Il y a eu Slumdog Millionaire pour Bombay, il y a désormais Le Tigre blanc pour Delhi. Treize ans après le succès mondial du film du Britannique Danny Boyle, qui avait mis en lumière les tréfonds de la capitale du Maharashtra, le réalisateur américain d’origine iranienne Ramin Bahrani livre un portrait terrifiant de Delhi. Étrangement, le “potentiel cinématographique” de la capitale de l’Inde “reste à ce jour sous-exploité”, relève l’Hindustan Times.
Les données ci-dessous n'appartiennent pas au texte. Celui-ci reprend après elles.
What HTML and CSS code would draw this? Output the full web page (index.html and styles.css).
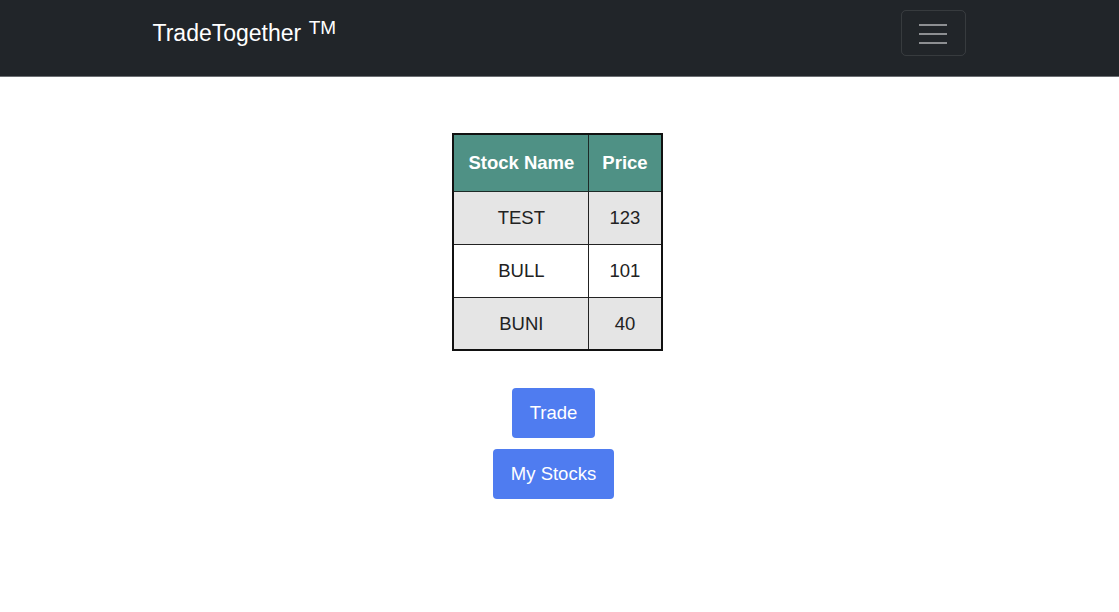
FILE: index.html
```html
<!DOCTYPE html>
<html lang="en">
<head>
    <meta charset="UTF-8">
    <meta name="viewport" content="width=device-width, initial-scale=1.0">
    <title>TradeTogether</title>
    <link rel="stylesheet" href="styles.css">
</head>
<body>

    <nav class="navbar">
        <div class="nav-inner">
            <a class="brand" href="#">TradeTogether <sup>TM</sup></a>
            <button class="toggler" aria-label="Toggle navigation">
                <svg width="30" height="24" viewBox="0 0 30 24">
                    <path d="M1 4h28M1 13h28M1 22h28" stroke="#8d8f92" stroke-width="2" />
                </svg>
            </button>
        </div>
    </nav>

    <main class="content">
        <table class="stocks">
            <thead>
                <tr>
                    <th>Stock Name</th>
                    <th>Price</th>
                </tr>
            </thead>
            <tbody>
                <tr><td>TEST</td><td>123</td></tr>
                <tr><td>BULL</td><td>101</td></tr>
                <tr><td>BUNI</td><td>40</td></tr>
            </tbody>
        </table>

        <div class="actions">
            <button class="btn">Trade</button>
            <button class="btn">My Stocks</button>
        </div>
    </main>

</body>
</html>
```

FILE: styles.css
```css
body {
    font-family: "Liberation Sans", Arial, sans-serif;
    margin: 0;
    padding: 0;
    background: #fff;
    color: #212529;
}

.navbar {
    background: #212529;
    height: 77px;
    border-bottom: 1px solid #6b6e72;
    box-sizing: border-box;
}

.nav-inner {
    max-width: 812px;
    margin: 0 auto;
    height: 100%;
    display: flex;
    align-items: flex-start;
    justify-content: space-between;
}

.brand {
    color: #fff;
    text-decoration: none;
    font-size: 23px;
    margin-top: 20px;
    margin-left: -1px;
}

.brand sup {
    font-size: 19px;
    vertical-align: 7px;
    line-height: 0;
    margin-left: 1px;
}

.toggler {
    margin-top: 10px;
    width: 65px;
    height: 46px;
    background: transparent;
    border: 1px solid rgba(255, 255, 255, 0.1);
    border-radius: 5px;
    display: flex;
    align-items: center;
    justify-content: center;
    padding: 0;
}

.content {
    display: flex;
    flex-direction: column;
    align-items: center;
    padding-top: 56px;
    padding-right: 12px;
}

.stocks {
    border-collapse: collapse;
    border: 2px solid #111;
    font-size: 18.5px;
    text-align: center;
    margin-left: 8px;
}

.stocks th {
    background: #4f9185;
    color: #fff;
    font-weight: bold;
    height: 56px;
    padding: 0 13px;
    border: 1px solid #1d2a27;
}

.stocks td {
    height: 52px;
    padding: 0 13px;
    border: 1px solid #222;
    color: #222;
}

.stocks tbody tr:last-child td {
    height: 51px;
}

.stocks tbody tr:nth-child(odd) td {
    background: #e5e5e5;
}

.stocks th:first-child,
.stocks td:first-child {
    width: 108px;
}

.actions {
    display: flex;
    flex-direction: column;
    align-items: center;
    gap: 11px;
    margin-top: 37px;
}

.btn {
    background: #4f7cf0;
    color: #fff;
    border: none;
    border-radius: 4px;
    font-family: "Liberation Sans", Arial, sans-serif;
    font-size: 18.5px;
    height: 50px;
    padding: 0 18px;
    cursor: pointer;
}
```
C’est sans doute pourquoi la fiction mise en ligne sur Netflix vendredi 22 janvier est un choc pour la prétendue “plus grande démocratie du monde”.
À Bombay, les riches “ne peuvent jamais se cacher derrière leurs privilèges, car la pauvreté est perpétuellement à portée de vue”. À Delhi, “ville de ghettos”, les privilégiés “peuvent vivre dans leur tour d’ivoire et ignorer le monde d’en bas, caché comme il est sous un tapis d’arbres et de brouillard”. À Bombay, les vendeurs de thé “peuvent devenir millionnaires”, tandis qu’à Delhi “ils se font écraser dans la rue”.
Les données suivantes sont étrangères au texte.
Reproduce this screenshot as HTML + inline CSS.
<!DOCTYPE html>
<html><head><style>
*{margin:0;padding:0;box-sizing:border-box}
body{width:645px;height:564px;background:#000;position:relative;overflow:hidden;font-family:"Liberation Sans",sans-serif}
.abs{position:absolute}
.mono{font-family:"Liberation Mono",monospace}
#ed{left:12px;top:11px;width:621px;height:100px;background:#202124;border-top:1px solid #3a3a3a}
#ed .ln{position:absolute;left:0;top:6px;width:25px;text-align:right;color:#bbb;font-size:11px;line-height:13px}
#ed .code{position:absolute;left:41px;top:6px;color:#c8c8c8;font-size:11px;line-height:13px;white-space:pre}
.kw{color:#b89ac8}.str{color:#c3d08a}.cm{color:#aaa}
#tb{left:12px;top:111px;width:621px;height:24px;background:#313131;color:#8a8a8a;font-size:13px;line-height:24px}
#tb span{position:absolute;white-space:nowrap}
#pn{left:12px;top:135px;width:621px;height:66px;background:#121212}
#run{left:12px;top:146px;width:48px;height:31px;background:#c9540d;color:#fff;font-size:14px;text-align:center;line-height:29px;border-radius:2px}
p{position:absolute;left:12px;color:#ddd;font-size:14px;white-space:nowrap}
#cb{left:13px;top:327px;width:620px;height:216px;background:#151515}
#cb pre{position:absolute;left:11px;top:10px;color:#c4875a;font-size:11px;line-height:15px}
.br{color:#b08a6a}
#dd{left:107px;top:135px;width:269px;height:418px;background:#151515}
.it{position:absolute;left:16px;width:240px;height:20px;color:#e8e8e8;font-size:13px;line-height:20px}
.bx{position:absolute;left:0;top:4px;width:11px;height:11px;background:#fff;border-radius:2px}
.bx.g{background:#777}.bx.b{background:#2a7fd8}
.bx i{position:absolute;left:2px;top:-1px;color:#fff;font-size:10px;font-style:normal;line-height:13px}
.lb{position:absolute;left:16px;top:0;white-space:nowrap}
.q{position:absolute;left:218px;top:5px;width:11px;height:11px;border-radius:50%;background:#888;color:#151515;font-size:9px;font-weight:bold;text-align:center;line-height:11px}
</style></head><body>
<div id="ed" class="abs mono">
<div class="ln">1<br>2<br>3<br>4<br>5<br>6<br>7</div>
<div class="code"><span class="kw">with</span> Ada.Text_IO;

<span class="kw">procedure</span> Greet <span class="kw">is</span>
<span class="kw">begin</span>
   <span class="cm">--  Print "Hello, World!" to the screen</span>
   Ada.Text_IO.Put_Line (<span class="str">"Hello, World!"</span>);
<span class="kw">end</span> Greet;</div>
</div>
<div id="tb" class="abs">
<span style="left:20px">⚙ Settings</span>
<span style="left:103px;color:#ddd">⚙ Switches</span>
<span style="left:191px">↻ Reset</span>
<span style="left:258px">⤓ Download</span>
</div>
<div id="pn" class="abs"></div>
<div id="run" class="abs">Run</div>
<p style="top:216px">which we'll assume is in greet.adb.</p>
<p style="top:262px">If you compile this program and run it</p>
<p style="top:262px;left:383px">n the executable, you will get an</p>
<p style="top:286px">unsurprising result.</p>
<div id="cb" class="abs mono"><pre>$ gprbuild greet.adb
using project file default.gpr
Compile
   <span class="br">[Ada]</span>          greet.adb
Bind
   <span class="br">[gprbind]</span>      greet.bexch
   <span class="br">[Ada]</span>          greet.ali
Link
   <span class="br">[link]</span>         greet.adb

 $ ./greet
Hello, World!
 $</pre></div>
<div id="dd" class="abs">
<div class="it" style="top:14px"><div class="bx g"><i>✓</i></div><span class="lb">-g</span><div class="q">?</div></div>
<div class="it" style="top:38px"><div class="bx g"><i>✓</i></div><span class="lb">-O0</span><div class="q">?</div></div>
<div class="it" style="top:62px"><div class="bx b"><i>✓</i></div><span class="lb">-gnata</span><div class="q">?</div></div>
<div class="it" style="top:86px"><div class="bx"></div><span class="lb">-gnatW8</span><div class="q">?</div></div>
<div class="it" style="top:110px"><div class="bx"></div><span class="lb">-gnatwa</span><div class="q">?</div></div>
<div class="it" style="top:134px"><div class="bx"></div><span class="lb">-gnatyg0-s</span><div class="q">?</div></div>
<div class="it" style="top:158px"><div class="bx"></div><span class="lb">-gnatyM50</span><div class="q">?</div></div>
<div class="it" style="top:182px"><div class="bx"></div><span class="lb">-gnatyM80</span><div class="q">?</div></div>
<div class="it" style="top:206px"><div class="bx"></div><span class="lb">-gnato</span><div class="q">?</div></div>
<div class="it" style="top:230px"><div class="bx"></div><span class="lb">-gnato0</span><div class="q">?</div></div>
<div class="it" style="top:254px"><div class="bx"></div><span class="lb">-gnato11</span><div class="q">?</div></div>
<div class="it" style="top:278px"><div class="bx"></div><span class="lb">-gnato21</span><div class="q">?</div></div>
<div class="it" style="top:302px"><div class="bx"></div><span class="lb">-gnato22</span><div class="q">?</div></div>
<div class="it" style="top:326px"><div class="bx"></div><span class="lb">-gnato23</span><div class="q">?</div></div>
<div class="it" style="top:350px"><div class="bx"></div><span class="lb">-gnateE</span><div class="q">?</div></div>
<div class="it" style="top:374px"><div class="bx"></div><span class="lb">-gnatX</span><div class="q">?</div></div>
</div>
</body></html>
Adapté du best-seller du même nom signé Aravind Adiga (traduit en français par Buchet/Chastel en 2011) et récompensé par le Booker Prize 2008, Le Tigre blanc reste hélas d’actualité. C’est un film “cynique” et un “cri de colère”, aux antipodes de l’empathique Slumdog Millionaire, note le journal. Un pamphlet contre le système des castes et l’oppression des minorités, thèmes pour lesquels les cinéastes indiens “manquent généralement de perspective culturelle”.
Né dans la région la plus pauvre de l’Inde, le Bihar, le personnage du jeune Balram décide de prendre son destin en main le jour où son père meurt “sous les coups de la corruption systémique”. Un peu comme les héros du film Parasite forçaient, à son insu, une riche famille de Séoul à les embaucher, Balram “s’accroche à l’homme le plus en vue de sa région”, dont le père a fait fortune à Delhi. Il devient son chauffeur et grimpe ainsi l’échelle sociale pour parachever son ascension “aussi violemment que le chef-d’œuvre oscarisé du réalisateur sud-coréen Bong Joon-ho”.
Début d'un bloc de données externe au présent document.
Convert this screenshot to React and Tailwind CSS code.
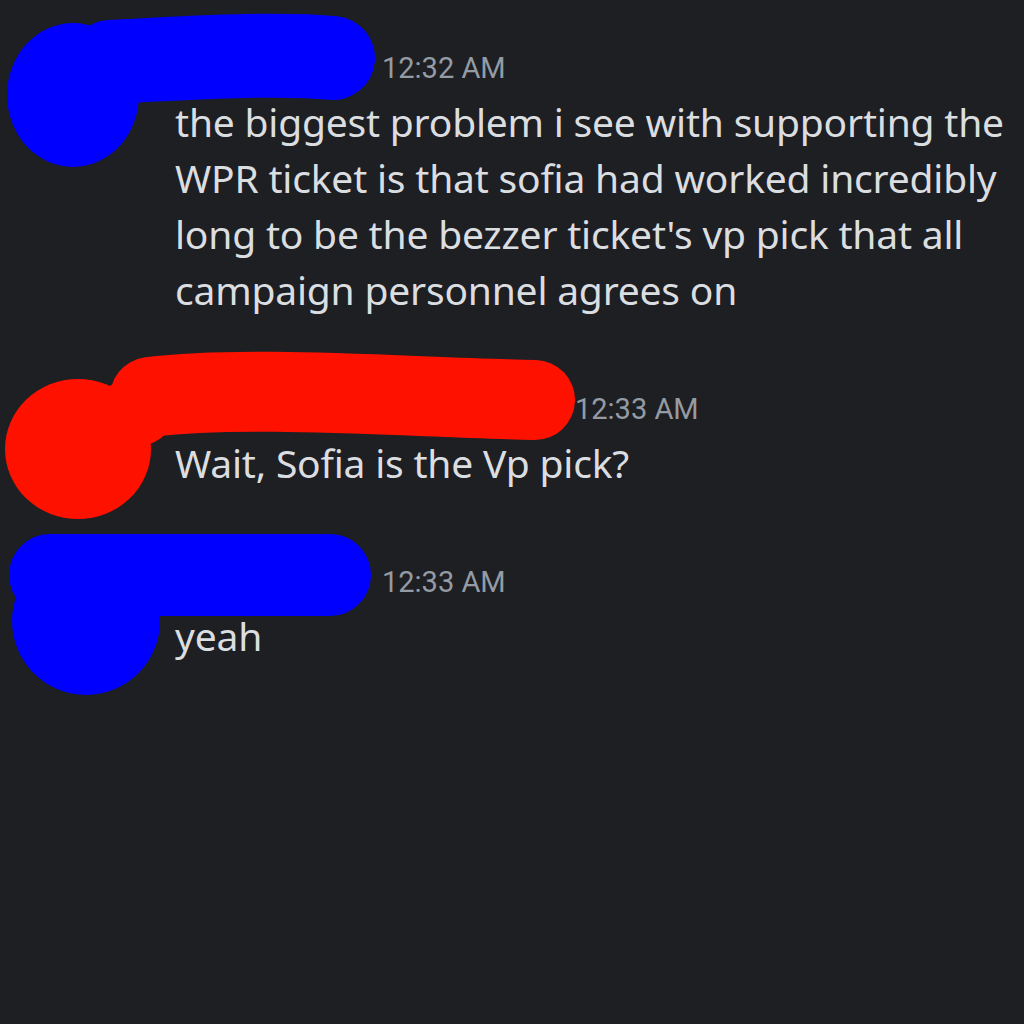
import React from 'react';

const BLUE = '#0000ff';
const RED = '#ff1100';

function Scribble({ kind }) {
    // marker scribbles drawn over avatar + username, coords relative to the message group
    if (kind === 'blue1') {
        return (
            <svg className="absolute left-0 top-0 overflow-visible" width="600" height="200">
                <path d="M 110 12 C 200 7, 280 3, 333 8" stroke={BLUE} strokeWidth="84" strokeLinecap="round" fill="none" />
                <ellipse cx="73" cy="45" rx="66" ry="72" fill={BLUE} />
            </svg>
        );
    }
    if (kind === 'red') {
        return (
            <svg className="absolute left-0 top-0 overflow-visible" width="700" height="200">
                <path d="M 150 6 C 250 -6, 400 6, 535 9" stroke={RED} strokeWidth="80" strokeLinecap="round" fill="none" />
                <path d="M 95 41 L 140 19" stroke={RED} strokeWidth="70" strokeLinecap="round" fill="none" />
                <ellipse cx="78" cy="58" rx="73" ry="70" fill={RED} />
            </svg>
        );
    }
    return (
        <svg className="absolute left-0 top-0 overflow-visible" width="600" height="200">
            <path d="M 50 11 L 330 11" stroke={BLUE} strokeWidth="82" strokeLinecap="round" fill="none" />
            <circle cx="86" cy="57" r="74" fill={BLUE} />
        </svg>
    );
}

const messages = [
    {
        time: '12:32 AM',
        nameWidth: 'w-[197px]',
        scribble: 'blue1',
        lines: [
            'the biggest problem i see with supporting the',
            'WPR ticket is that sofia had worked incredibly',
            "long to be the bezzer ticket's vp pick that all",
            'campaign personnel agrees on',
        ],
    },
    {
        time: '12:33 AM',
        nameWidth: 'w-[390px]',
        scribble: 'red',
        lines: ['Wait, Sofia is the Vp pick?'],
    },
    {
        time: '12:33 AM',
        nameWidth: 'w-[197px]',
        scribble: 'blue3',
        lines: ['yeah'],
    },
];

export default function App() {
    return (
        <div className="w-[1024px] h-[1024px] bg-[#1e1f22] overflow-hidden pt-[50px]">
            <div className="flex flex-col gap-[73px]">
                {messages.map((m, i) => (
                    <div key={i} className="relative pl-[175px]">
                        {/* header: name (scribbled out) + time */}
                        <div className="flex items-baseline h-[36px]">
                            <span className={`${m.nameWidth} shrink-0 mr-[10px]`} />
                            <span className="text-[29px] leading-[36px] text-[#949ba4] font-['Roboto',sans-serif]">
                                {m.time}
                            </span>
                        </div>
                        <div className="mt-[8px] text-[39px] leading-[56px] tracking-[-0.2px] text-[#dbdee1] font-['Noto_Sans',sans-serif]">
                            {m.lines.map((l, j) => (
                                <div key={j} className="whitespace-nowrap">{l}</div>
                            ))}
                        </div>
                        <Scribble kind={m.scribble} />
                    </div>
                ))}
            </div>
        </div>
    );
}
“L’inégalité personnifiée”
Le récit déployé dans Le Tigre blanc a ceci d’original que, d’ordinaire, les Indiens ne “luttent que pour maintenir leur position sur l’échelle”. Empoisonnés par “un cocktail de peur et de religion”, ils se voient constamment rappeler “qu’il y aura toujours quelqu’un au-dessus d’eux, attendant de bondir, et quelqu’un en dessous, prêt à être attaqué”. Parfois comparé à Ken Loach, Ramin Bahrani a “un faible pour l’opprimé”, observe The Hindu. En témoigne sa filmographie depuis son premier film, Man Push Cart (2005), lequel suivait une ancienne rock star pakistanaise vendant des beignets et du café dans les rues de New York.
Bahrani partage cette sensibilité avec Aravind Adiga, qu’il a connu à la fac, lorsque tous deux étaient étudiants à l’université Columbia de New York. “Avec le Covid, les inégalités sont apparues là, visibles, inéluctables. Balram est cette inégalité personnifiée. Il est le livreur qui apporte votre repas, votre chauffeur Uber, le soignant qui n’a pas les moyens de se soigner lui-même”, dit-il.
L’acteur Adarsh Gourav, une révélation
Dans le rôle du riche, l’acteur Rajkummar Rao précise, à propos du personnage principal : “Les humains sont ainsi faits, ils sont surprenants et font des choses auxquelles nous ne nous attendons pas.” Priyanka Chopra, qui interprète son épouse arrivée tout droit des États-Unis, ajoute :
“Ce film invite à s’asseoir et à dire : ‘Eh bien, cela arrive en vrai. Qu’allons-nous faire pour que cela cesse ?’”
Le Tigre blanc est aussi la révélation d’un jeune comédien chansonnier, Adarsh Gourav, né comme son personnage, Balram, dans une campagne miséreuse, et qui a grandi dans une mégapole, Bombay. “Depuis son adolescence, il faisait des pubs à la télé”, relate l’Indian Express.
Celui en qui Bollywood voit déjà le digne successeur de Dev Patel, héros de Slumdog Millionaire, “n’avait fait jusqu’ici que des apparitions dans trois longs-métrages sous la direction des cinéastes Karan Johar, Anurag Kashyap et Ravi Udyawar”. Et dans des séries, notamment Leila, sur Netflix, et Hostel Daze, sur Amazon Prime Video.